> **Exercise instructions**
Find each line containing the word "with" and report how many there are. Add nothing else.

> **Data records**
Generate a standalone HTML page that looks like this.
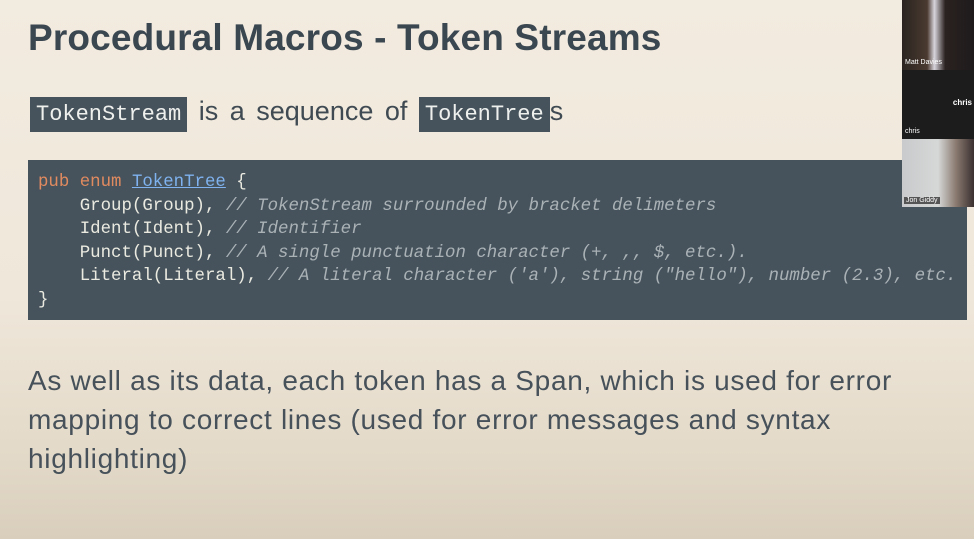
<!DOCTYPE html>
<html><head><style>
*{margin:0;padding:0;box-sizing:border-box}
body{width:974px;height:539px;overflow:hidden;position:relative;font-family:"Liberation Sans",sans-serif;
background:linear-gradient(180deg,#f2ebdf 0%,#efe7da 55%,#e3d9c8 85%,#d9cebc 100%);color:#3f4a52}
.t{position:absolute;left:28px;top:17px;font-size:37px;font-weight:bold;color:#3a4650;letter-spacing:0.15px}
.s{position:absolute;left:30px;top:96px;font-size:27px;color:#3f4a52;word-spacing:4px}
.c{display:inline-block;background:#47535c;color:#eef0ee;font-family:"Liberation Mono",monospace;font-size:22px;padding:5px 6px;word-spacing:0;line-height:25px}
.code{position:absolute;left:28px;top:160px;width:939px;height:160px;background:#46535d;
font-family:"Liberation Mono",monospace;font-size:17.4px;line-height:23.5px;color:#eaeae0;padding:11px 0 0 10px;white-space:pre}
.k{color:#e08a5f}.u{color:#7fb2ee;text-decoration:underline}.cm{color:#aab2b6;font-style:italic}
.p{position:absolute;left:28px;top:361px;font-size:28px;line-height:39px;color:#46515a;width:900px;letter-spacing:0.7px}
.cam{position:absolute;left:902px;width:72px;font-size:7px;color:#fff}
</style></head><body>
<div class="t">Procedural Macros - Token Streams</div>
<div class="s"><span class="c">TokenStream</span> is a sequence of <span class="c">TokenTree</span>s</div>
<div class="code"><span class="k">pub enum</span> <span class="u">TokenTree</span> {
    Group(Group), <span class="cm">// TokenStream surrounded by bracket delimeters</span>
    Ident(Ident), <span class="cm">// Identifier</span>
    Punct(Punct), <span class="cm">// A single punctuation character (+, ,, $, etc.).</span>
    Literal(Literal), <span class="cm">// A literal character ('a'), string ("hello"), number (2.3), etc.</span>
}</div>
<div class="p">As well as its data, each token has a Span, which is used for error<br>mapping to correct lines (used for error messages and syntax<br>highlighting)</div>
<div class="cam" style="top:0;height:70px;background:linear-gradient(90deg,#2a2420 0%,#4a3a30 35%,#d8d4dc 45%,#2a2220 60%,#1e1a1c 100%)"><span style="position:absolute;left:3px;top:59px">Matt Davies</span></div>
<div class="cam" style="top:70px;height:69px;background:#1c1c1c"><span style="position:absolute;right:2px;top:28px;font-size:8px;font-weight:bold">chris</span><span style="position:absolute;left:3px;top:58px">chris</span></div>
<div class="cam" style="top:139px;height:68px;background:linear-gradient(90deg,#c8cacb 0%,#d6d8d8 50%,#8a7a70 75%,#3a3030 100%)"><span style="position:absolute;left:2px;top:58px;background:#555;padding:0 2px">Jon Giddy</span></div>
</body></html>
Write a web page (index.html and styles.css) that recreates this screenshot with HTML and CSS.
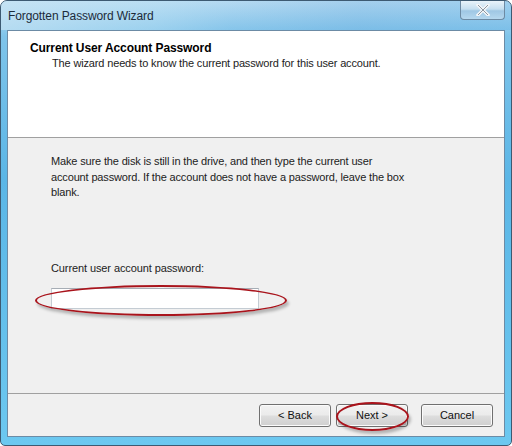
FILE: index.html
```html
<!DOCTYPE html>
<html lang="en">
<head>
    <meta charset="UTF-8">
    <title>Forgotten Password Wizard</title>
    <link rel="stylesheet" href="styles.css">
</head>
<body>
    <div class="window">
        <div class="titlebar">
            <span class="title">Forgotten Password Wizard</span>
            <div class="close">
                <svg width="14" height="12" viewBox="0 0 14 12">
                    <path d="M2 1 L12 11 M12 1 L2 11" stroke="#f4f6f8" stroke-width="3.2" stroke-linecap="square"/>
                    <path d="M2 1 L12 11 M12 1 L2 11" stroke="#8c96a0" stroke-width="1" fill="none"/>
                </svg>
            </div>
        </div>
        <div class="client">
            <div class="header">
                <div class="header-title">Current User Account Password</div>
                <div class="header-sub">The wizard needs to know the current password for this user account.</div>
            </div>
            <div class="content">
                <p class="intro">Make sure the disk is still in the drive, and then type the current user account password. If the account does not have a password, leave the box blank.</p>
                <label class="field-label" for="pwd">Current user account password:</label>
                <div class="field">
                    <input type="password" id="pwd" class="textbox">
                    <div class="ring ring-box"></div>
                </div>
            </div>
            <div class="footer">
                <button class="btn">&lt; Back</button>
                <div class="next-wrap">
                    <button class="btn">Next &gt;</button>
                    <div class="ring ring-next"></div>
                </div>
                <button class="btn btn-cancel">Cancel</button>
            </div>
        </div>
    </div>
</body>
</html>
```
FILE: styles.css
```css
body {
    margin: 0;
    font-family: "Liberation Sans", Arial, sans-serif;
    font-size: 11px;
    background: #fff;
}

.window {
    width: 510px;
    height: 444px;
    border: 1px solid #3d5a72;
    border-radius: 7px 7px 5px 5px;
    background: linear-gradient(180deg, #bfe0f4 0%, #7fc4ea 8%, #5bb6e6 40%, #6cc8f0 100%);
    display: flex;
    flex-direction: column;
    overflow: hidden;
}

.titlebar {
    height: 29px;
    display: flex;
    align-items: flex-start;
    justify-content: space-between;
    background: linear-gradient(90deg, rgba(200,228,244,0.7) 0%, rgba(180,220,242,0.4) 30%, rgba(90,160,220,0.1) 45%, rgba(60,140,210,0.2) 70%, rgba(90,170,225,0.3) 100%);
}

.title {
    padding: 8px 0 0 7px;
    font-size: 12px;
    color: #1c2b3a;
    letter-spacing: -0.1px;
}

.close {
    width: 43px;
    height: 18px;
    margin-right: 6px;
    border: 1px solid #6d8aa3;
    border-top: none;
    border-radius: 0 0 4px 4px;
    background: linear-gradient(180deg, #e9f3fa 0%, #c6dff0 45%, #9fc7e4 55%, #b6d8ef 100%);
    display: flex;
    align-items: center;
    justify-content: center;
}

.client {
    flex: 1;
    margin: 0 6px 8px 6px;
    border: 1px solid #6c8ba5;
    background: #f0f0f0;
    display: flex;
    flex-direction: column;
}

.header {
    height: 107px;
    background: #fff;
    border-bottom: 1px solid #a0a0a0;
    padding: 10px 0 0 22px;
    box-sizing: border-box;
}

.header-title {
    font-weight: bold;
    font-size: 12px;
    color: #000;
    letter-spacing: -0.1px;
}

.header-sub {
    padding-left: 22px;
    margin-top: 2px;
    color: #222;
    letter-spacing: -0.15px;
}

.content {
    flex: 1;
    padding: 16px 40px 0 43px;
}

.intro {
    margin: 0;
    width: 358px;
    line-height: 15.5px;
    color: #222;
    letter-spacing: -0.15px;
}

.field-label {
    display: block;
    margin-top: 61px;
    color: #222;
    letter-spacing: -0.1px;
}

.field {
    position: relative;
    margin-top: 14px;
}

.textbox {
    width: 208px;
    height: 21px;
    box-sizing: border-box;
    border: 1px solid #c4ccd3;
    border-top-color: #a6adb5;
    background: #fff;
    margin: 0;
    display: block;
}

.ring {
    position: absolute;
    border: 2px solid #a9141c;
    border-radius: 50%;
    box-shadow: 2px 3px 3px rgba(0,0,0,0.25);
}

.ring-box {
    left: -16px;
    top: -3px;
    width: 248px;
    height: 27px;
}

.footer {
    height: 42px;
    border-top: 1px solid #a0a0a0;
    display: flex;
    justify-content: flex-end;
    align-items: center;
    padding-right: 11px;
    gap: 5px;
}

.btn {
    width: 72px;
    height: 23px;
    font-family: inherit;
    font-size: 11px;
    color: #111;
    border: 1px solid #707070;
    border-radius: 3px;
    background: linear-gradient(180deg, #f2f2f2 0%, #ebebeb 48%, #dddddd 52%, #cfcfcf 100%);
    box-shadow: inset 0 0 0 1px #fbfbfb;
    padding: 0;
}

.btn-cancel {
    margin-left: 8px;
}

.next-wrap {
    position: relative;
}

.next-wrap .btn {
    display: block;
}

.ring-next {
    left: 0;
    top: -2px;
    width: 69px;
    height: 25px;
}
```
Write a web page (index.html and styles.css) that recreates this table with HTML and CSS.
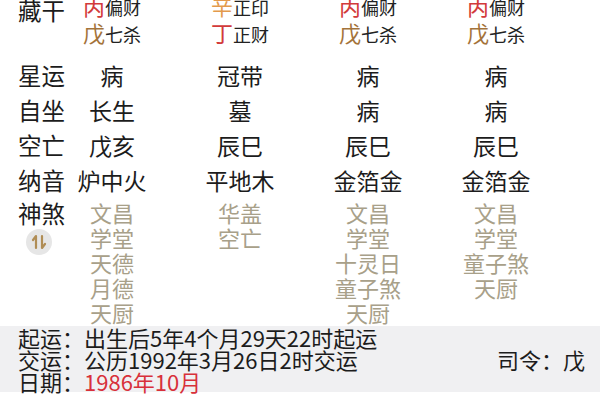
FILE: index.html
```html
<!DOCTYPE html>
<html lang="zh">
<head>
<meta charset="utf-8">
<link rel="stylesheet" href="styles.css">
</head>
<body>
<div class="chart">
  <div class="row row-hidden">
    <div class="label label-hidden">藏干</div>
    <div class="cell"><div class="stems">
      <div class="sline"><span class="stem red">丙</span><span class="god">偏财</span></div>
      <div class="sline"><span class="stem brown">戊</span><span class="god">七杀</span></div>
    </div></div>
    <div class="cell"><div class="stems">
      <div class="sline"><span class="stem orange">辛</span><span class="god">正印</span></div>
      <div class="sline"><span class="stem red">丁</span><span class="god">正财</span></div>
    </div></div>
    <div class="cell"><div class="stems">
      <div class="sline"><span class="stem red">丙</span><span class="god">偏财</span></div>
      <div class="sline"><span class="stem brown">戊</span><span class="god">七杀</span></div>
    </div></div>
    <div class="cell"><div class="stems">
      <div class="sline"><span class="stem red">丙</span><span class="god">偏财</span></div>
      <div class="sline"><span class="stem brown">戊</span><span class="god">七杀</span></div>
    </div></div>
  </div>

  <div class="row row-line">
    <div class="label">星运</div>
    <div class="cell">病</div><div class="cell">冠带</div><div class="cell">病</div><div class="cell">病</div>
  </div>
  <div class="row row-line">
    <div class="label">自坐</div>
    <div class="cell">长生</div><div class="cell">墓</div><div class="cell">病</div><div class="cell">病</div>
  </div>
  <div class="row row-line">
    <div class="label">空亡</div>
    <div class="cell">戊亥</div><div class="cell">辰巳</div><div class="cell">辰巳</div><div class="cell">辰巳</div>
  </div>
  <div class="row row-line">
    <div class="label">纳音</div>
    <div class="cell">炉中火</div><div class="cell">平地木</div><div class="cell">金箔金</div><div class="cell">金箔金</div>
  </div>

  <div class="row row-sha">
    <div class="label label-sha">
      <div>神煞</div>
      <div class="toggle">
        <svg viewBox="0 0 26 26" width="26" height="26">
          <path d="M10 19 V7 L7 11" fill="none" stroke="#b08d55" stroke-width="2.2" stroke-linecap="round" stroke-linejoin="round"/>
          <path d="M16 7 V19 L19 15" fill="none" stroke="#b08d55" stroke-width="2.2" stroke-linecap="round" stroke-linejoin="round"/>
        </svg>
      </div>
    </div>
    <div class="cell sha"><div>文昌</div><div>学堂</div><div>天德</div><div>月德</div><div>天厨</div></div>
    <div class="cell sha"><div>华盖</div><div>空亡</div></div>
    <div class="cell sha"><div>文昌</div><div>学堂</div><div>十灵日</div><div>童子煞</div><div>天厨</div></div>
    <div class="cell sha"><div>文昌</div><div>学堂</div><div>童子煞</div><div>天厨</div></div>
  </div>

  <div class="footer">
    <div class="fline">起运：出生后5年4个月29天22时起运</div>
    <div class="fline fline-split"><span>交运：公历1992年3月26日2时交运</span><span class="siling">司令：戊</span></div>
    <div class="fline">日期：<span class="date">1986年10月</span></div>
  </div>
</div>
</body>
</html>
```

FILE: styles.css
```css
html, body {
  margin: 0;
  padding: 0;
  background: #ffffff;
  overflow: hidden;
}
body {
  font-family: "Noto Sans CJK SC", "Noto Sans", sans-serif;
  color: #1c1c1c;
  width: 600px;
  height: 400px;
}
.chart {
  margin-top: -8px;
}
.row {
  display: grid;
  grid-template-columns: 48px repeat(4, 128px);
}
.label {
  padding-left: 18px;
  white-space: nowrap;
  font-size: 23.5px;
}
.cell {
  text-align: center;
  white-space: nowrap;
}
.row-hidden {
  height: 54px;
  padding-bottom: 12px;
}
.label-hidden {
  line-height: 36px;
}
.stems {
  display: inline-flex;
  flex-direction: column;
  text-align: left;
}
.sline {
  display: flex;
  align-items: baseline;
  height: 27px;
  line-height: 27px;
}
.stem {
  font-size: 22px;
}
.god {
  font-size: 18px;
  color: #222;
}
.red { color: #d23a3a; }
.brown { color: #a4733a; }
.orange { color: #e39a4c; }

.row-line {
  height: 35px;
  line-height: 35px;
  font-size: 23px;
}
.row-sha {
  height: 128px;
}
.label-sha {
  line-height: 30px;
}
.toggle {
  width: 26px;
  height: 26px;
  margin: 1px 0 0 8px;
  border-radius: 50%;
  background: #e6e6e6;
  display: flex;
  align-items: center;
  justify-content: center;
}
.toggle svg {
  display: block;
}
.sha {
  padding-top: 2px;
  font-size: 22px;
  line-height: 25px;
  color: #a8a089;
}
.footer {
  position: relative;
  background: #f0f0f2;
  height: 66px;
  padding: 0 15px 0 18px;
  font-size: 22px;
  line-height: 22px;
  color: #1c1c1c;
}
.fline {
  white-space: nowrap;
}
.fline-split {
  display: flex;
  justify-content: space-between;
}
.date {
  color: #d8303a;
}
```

> **The reply**
2